From the day that Sarah Palin was tapped by John McCain as his V.P. running mate, people were requesting medical records of Sarah Palin. They were never produced. On November 3rd, the day before the election, Cathy Baldwin Johnson provided a letter at the express request of Sarah Palin. By producing this letter the day before the election Palin essentially precluded further investigation or questioning of her doctor. Here is the letter produced.
This letter essentially put Dr. Johnson in the position of determining whether Sarah Palin was “fit” to be the Vice President, instead of allowing her medical records to be produced, and independent doctors to form their own opinions. John McCain, for example, produced his medical records to be independently evaluated. What is even more problematic with a letter, as opposed to the actual records, is that it is unclear what information is provided based upon the doctor’s actual medical testing or observations, and what information is based upon the “history” given by the patient. Thus if Sarah Palin reported to Dr. Johnson that she gave birth to Trig, a Dr. might be considered to be acting reasonably to report that information based totally upon the “HISTORY” reported by the patient.
The second thing that seems unusual about this letter is that the letter is as much about Trig as about Sarah Palin. There is no reference to the condition or status of any of her other children, their birth, delivery, or subsequent health. The names Track, Bristol, Willow, and Piper do not even appear in this letter. Supposedly Trig was born in April of 2008, and the letter was written in November, over 6 months later. Thus it seems out of the ordinary that in a letter to describe the health of a woman running for the office of Vice President that the doctor would devote significant details in this letter to discuss the birth of a 6 month old baby. In particular, it is strange that Dr. Johnson reported:
1. This child was born at 35 weeks gestation.
2. Trig was able to go home at two days of age “with the mother.”
3. Trig had “minor problems” with jaundice that required phototherapy in the hospital and further therapy at home for several days.
It is the report of the “jaundice” that is particularly troublesome. Consider these questions:
1. If this was a minor problem, and unrelated to Sarah Palin’s health, why would Dr. Johnson even mention this “minor” problem? For example she doesn’t mention Trig’s apgar score upon the delivery which would be a sign of his condition at the time of birth. She doesn’t mention whether Trig was circumcised. She doesn’t mention whether Sarah Palin was breast feeding, which would relate to Sarah Palin’s condition. Most importantly Dr. Johnson doesn’t mention the hole in Trig’s heart which would be much more significant to his health than “minor jaundice.”

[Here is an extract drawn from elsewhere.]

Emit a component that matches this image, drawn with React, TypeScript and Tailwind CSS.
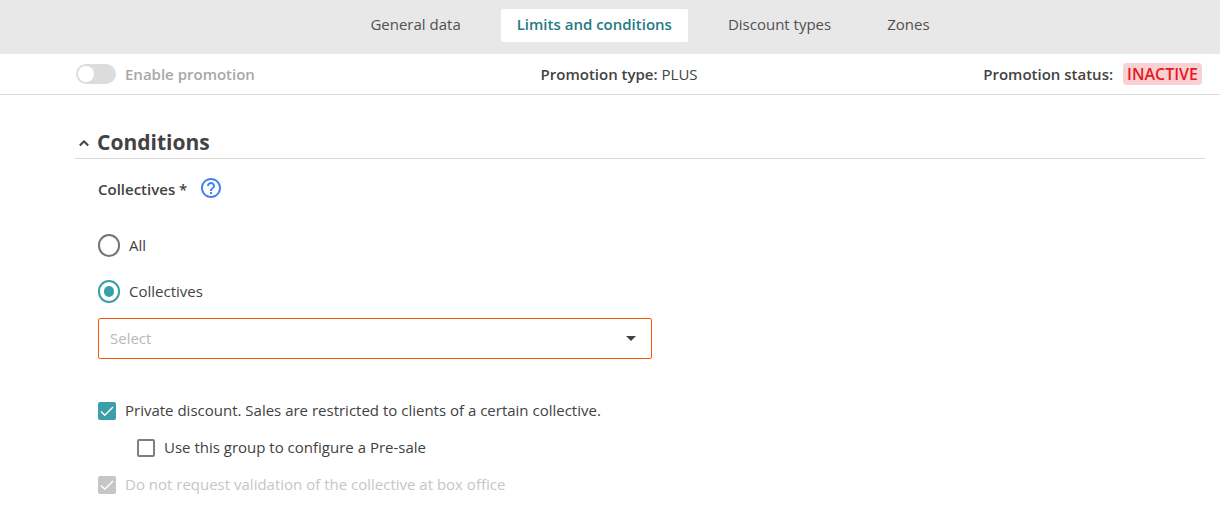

2. Multiple pictures of Trig were made available on the internet, and there was no sign of jaundice. His skin and the whites of his eyes appear to be normal. While jaundice could result in the few days after delivery, or get worse, according to Dr. Johnson, his jaundice was significant enough while in the hospital to require phototherapy.
3. Sarah Palin took Trig to the office on Monday, after his delivery on Friday, but there has never been any indication for the need to do any type of treatments for jaundice while at the office, during the period of “several days” after going home.
4. Lori Tipton was the reporter that went to the hospital the day of Trig’s reported birth where she was permitted in a room with Chuck Heath, Sally Heath, Bristol, and Trig. For about five minutes she was allowed to see Trig. She was not permitted to see Sarah Palin who was reportedly asleep in the other room. I talked with her yesterday, and she remembered the interview quite well. She confirmed that Trig’s skin color looked pink and “very normal looking.” She saw nothing to lead her to conclude that he had jaundice.
Why did Dr. Johnson mention Trig’s condition of jaundice? Why would it be important enough that Trig would need treatment in the hospital, but the pictures and observations of eye witnesses do not suggest any yellowing of his skin or eyes. In all the accounts by Sarah Palin of the labor, delivery, and birth of Trig, why was it never mentioned?
One possible explanation might be that Dr. Johnson was focused on trying to establish that Trig was newborn, and jaundice is a condition that is usually associated with a newborn. If Trig was the child of Bristol, and born at some time earlier, and treated by Bristol, then that would explain why Bristol would be in the room with Trig, why he was pink the day that Sarah supposedly gave birth, and when reporters saw him?
While the issue of jaundice might not in itself be proof that Sarah Palin did not give birth to Trig, it is just one more reason to question Sarah’s story.